§ Supplied data
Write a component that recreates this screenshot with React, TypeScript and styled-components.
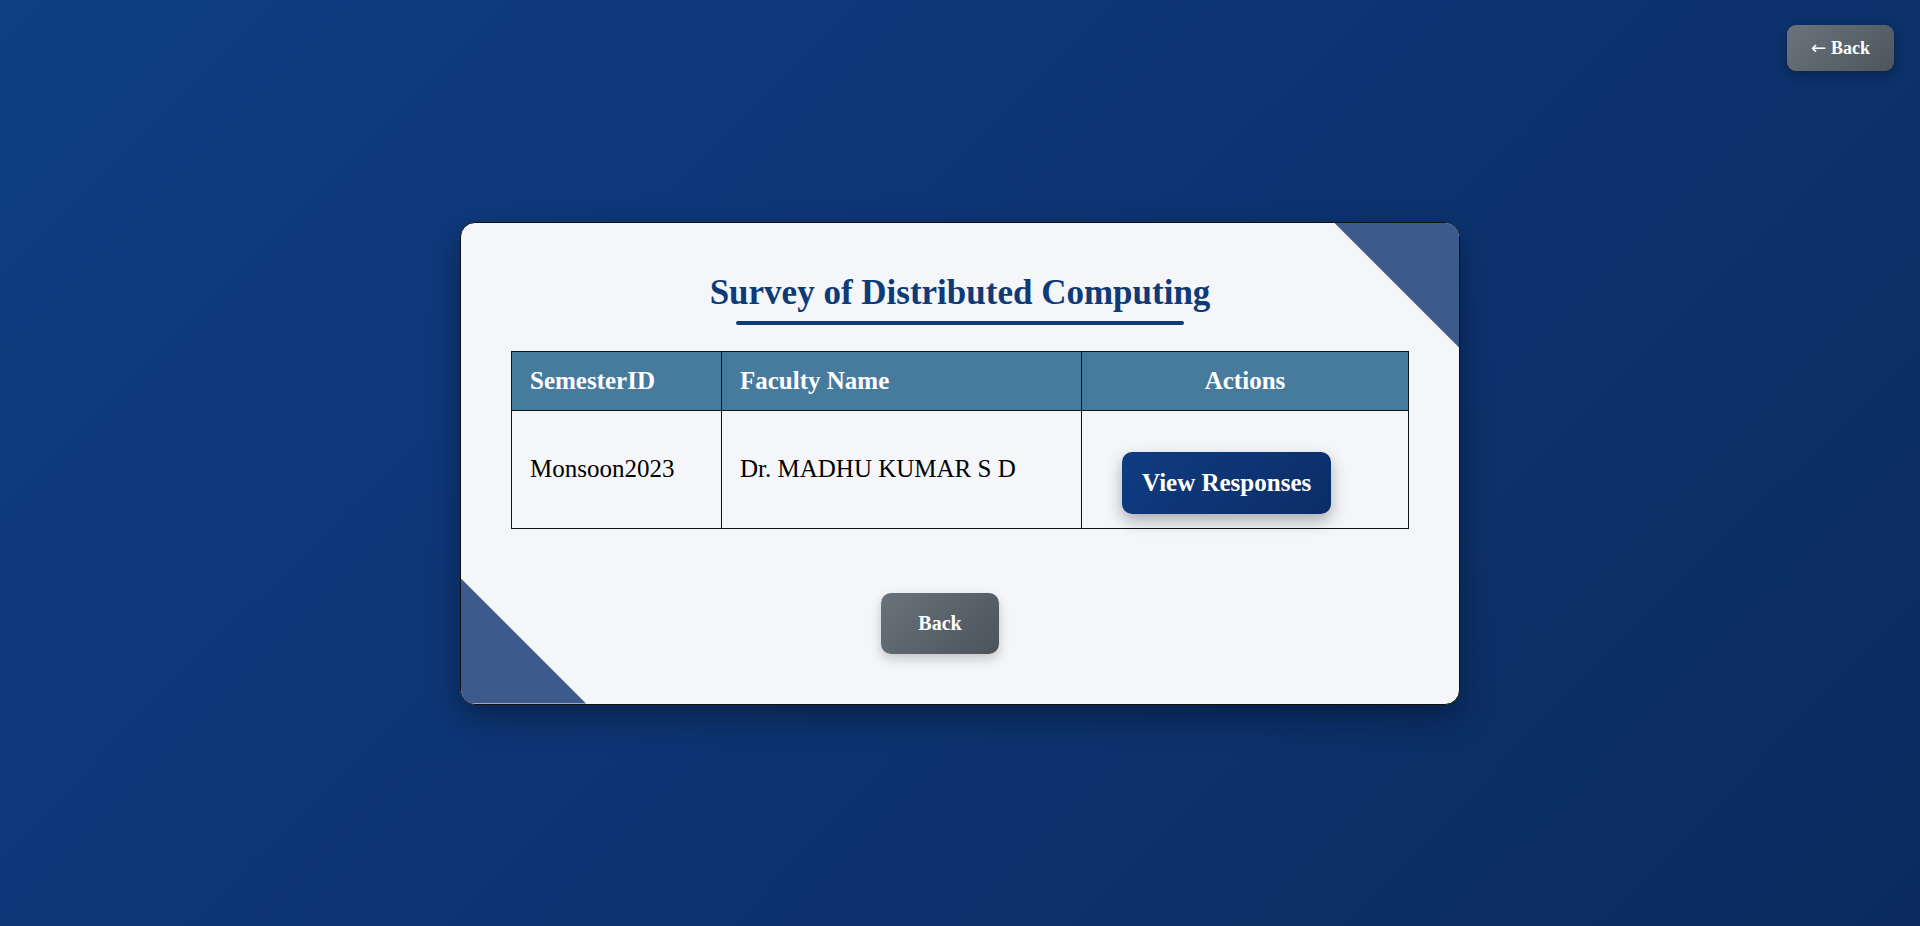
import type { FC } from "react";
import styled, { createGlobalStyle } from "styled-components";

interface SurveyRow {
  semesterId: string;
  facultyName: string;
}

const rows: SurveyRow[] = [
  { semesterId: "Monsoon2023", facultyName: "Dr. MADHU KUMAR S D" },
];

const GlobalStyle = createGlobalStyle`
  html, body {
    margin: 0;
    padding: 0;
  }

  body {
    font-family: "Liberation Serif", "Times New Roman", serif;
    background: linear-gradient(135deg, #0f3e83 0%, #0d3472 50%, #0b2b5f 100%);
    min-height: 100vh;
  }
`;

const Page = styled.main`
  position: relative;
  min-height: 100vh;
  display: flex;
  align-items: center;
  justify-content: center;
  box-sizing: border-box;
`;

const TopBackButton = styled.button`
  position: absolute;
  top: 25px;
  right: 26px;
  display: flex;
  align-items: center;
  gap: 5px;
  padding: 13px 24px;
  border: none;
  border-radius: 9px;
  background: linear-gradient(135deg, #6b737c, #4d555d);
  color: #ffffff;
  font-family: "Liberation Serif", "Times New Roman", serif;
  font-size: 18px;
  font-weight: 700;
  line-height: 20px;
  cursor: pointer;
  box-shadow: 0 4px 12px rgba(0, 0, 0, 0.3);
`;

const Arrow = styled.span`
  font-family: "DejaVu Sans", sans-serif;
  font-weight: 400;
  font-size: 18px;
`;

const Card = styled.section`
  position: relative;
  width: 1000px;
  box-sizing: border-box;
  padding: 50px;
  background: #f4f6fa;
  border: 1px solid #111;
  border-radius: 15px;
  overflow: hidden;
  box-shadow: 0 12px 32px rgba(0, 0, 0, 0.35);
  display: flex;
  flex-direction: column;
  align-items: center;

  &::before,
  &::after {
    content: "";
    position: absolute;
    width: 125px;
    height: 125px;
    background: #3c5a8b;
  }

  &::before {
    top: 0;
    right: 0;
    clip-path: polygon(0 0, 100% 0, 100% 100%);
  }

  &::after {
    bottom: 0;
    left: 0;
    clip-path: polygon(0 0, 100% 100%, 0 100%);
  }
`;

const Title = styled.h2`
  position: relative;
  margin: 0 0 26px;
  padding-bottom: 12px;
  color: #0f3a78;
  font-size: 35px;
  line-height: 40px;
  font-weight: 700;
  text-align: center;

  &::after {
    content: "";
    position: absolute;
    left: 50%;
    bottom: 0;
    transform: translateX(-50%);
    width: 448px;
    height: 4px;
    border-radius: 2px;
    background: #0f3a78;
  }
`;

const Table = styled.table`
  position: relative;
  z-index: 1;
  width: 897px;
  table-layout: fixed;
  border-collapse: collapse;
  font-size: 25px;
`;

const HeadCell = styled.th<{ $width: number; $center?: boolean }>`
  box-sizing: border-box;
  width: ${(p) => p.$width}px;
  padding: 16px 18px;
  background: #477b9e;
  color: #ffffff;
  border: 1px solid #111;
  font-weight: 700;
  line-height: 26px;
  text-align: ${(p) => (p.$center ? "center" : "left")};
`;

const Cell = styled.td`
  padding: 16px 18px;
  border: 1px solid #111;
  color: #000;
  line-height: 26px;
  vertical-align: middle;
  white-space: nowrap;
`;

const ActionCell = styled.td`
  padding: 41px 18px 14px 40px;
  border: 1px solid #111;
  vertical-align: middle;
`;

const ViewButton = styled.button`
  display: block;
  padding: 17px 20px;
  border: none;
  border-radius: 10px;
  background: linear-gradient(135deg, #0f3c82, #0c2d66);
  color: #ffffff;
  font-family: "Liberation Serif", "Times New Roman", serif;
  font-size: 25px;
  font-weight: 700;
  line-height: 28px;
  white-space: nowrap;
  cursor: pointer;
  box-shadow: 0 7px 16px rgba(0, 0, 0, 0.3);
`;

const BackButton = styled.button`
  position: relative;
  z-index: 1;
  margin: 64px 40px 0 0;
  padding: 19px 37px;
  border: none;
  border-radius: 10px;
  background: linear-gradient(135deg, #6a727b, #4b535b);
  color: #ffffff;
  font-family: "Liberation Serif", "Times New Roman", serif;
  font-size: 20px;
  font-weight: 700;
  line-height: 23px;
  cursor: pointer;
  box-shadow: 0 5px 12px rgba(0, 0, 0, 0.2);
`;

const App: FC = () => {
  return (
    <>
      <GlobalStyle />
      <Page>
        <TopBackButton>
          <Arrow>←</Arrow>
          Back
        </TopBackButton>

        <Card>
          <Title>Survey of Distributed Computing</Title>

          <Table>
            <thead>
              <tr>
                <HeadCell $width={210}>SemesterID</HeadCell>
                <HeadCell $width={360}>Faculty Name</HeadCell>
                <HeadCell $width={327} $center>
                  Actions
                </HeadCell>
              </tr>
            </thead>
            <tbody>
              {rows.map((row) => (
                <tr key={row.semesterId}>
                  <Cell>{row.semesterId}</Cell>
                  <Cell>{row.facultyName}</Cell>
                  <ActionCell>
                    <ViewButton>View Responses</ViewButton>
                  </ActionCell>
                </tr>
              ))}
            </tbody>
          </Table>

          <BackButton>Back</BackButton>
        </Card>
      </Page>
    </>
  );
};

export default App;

§ Exercise goal
Collect each line holding the string "components".

§ Solution
Write a component that recreates this screenshot with React, TypeScript and styled-components.
import styled, { createGlobalStyle } from "styled-components";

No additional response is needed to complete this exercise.